To be fair, the situation was not so stark as 1/5/5. Writing a paper about how to apply ML to a new class of problems is not that easy—reviewers typically haven’t thought about problems in that class before, so careful reading and substantial thought are needed more than for many other papers.
John, I’m very sorry to hear this story.
I think that overloading of reviewers and area chairs is a major cause.
In particular, I reviewed one of the versions of the paper and gave it a score of 9 out of 10 with a high confidence. As far as I remember, there was no further discussion between reviewers (at least, I checked my gmail account, and didn’t find a request to refer to a discussion).

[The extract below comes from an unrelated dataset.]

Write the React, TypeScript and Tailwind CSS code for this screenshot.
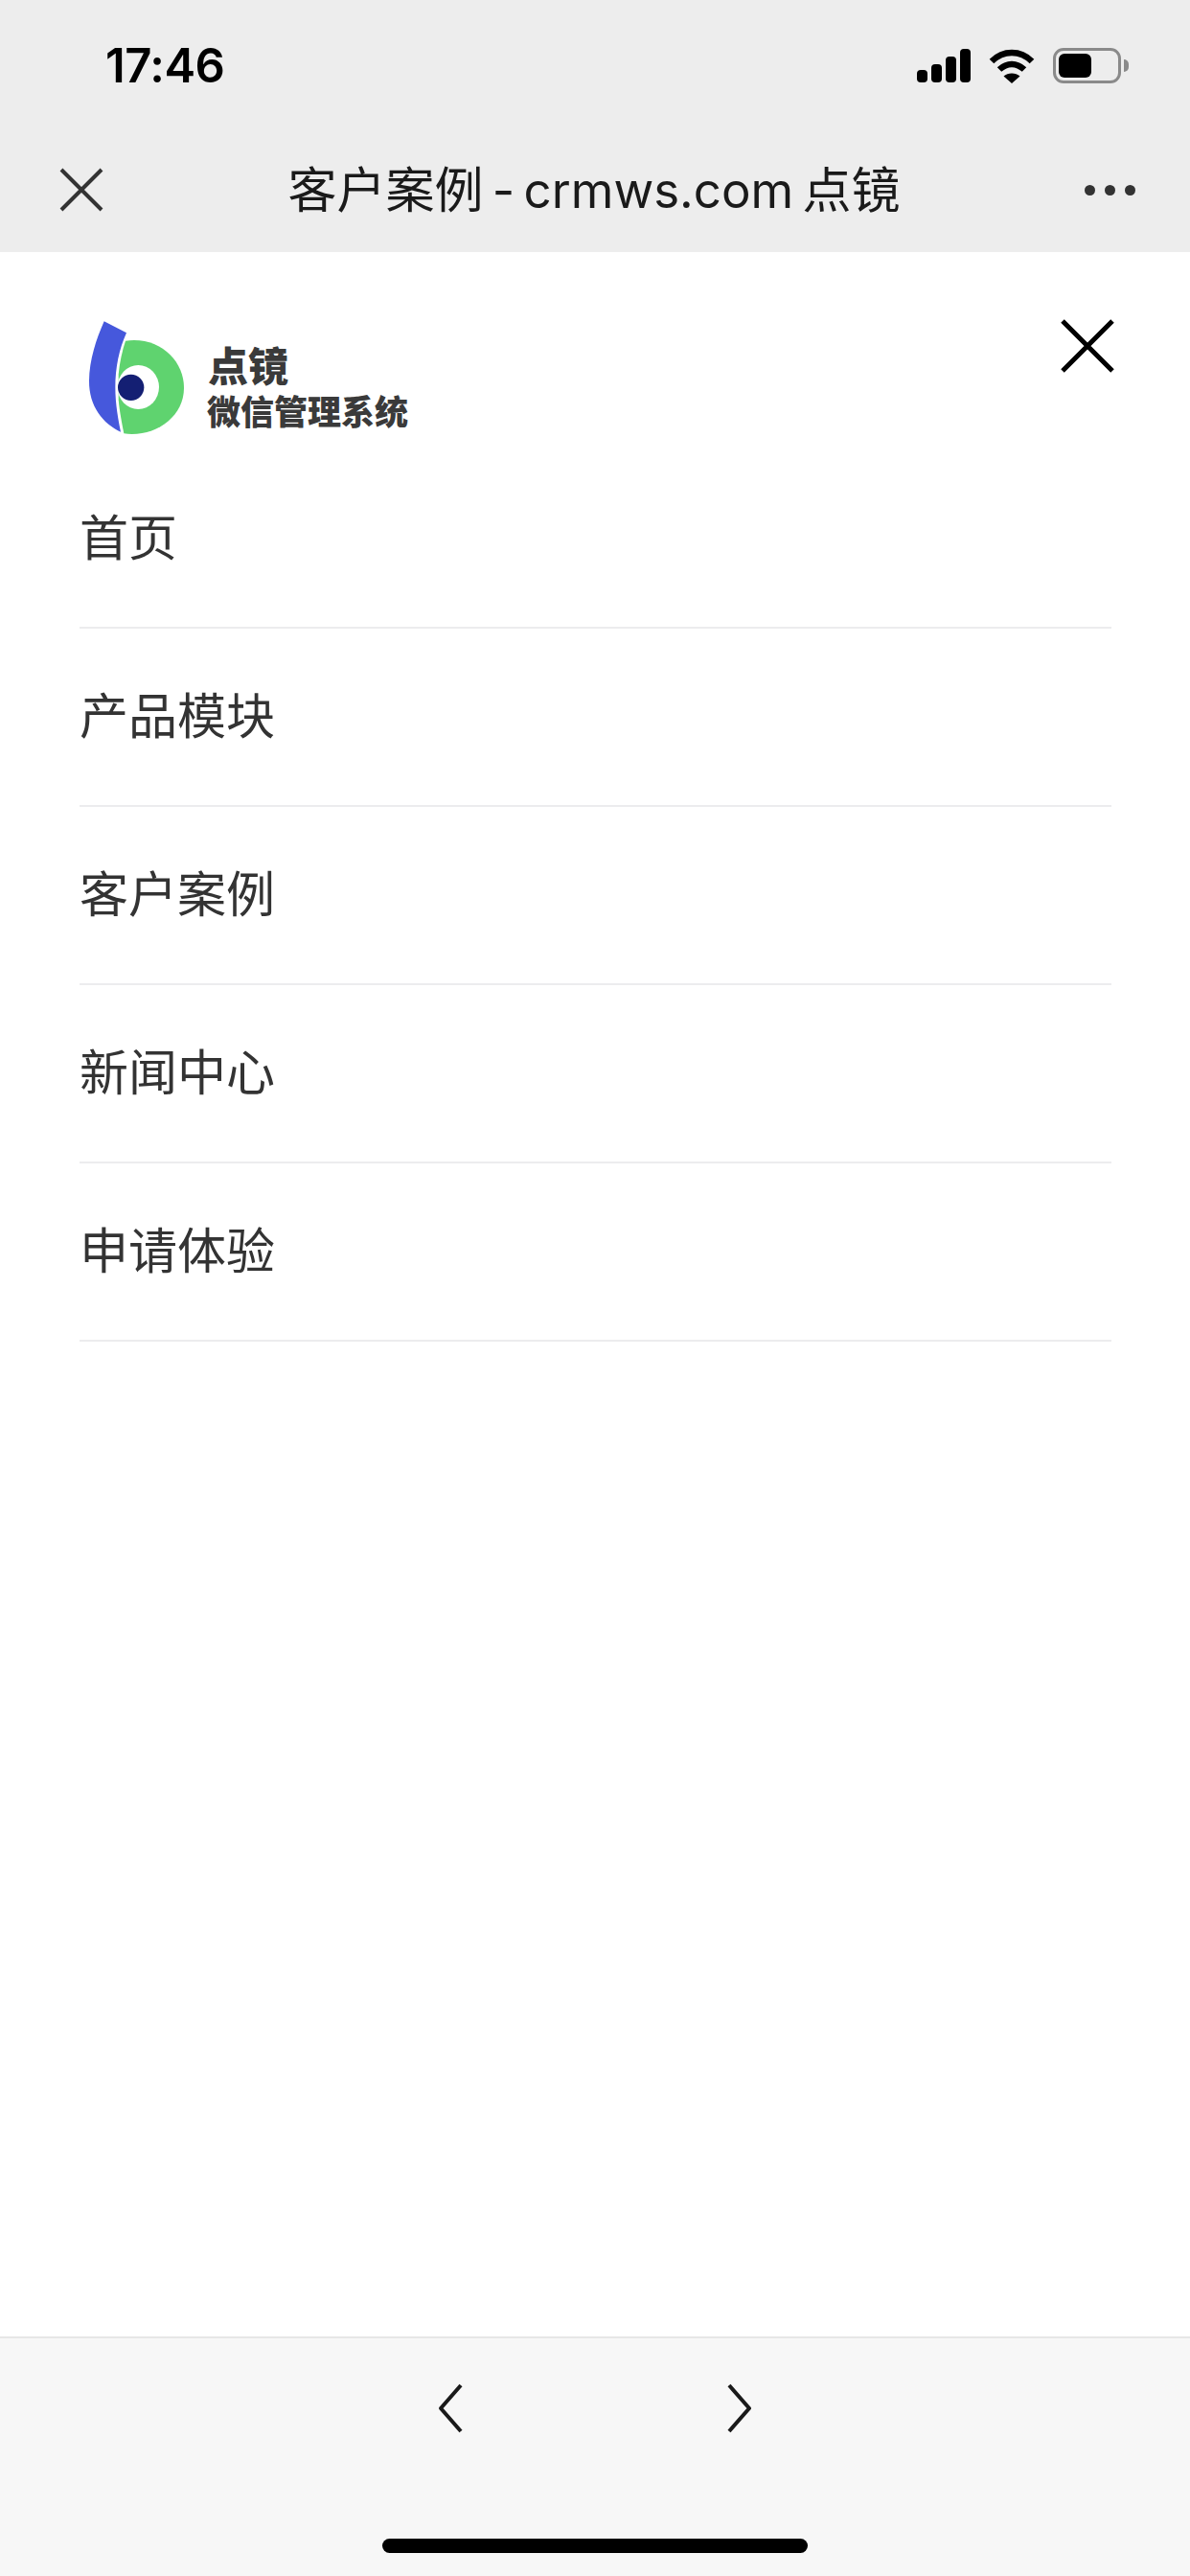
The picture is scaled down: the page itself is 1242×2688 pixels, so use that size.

I guess it was my responsibility to check out the other reviews and to initialize a discussion. I was overloaded with too many reviews.
It was probably also the responsibility of the AC to ask the reviewers to discuss the high variance. Again, my guess is that the AC was overloaded.
This year, there is an attempt in ICML to reduce the load on reviewers by having two phases of review. I think it’s a good idea.
Another idea is to pay for a more professional review process. We pay students for teaching assistant and for assessing exercises/exams. Why won’t we also pay for reviewing ?
It will also reduce the number of unworthy submissions (because, I expect people to pay for each submission).
I’m curious to hear what do other people think?
That comment was a Troll – the naive bayesian classifier encoded in my hardware says so.
I don’t think it’s a joke. Torpedo reviewing is real, and something needs to be done about it. I think that there is something fundamentally wrong with the whole idea of peer review. Does it really work, or is it a myth perpetuated from one generation of scientists to the next?
I agree that paying it’s a good idea.
As far, as I can tell, the review process is highly unfair and/or random in many of the conferences I attend.
Just saw this post and related comments and I’d like to renew my frequent call for an online research journal for machine learning. At this point hunch.net is my definitive source for discovering new or interesting research in our field; it combines strong editorial insight from John (and the hunch community) with the flexibility of the blog format to quickly expose interesting lines of work.
Please take a bunch of pages from the open source community and build an open source style research framework — surely, if people can design, develop, and extend, complex software, via distributed communities, then machine learning researchers can develop an additional channel for exploring new research. And, yes, I am willing to help 🙂
Michael Nielsen’s post on his blog is very relevant to this thread: http://michaelnielsen.org/blog/?p=531
By the way, ICML is trying a new review process this year, and it no longer has reviewers bid on papers. Instead, authors select an area chair, and the area chair assigns the paper to one or more of his/her reviewers (in the first round of reviews). This has placed a large burden on the area chairs (and there should be an interesting post-mortem discussion of the pros and cons of the new system), but one up side might be that it would severely limit the possibility of torpedo reviews.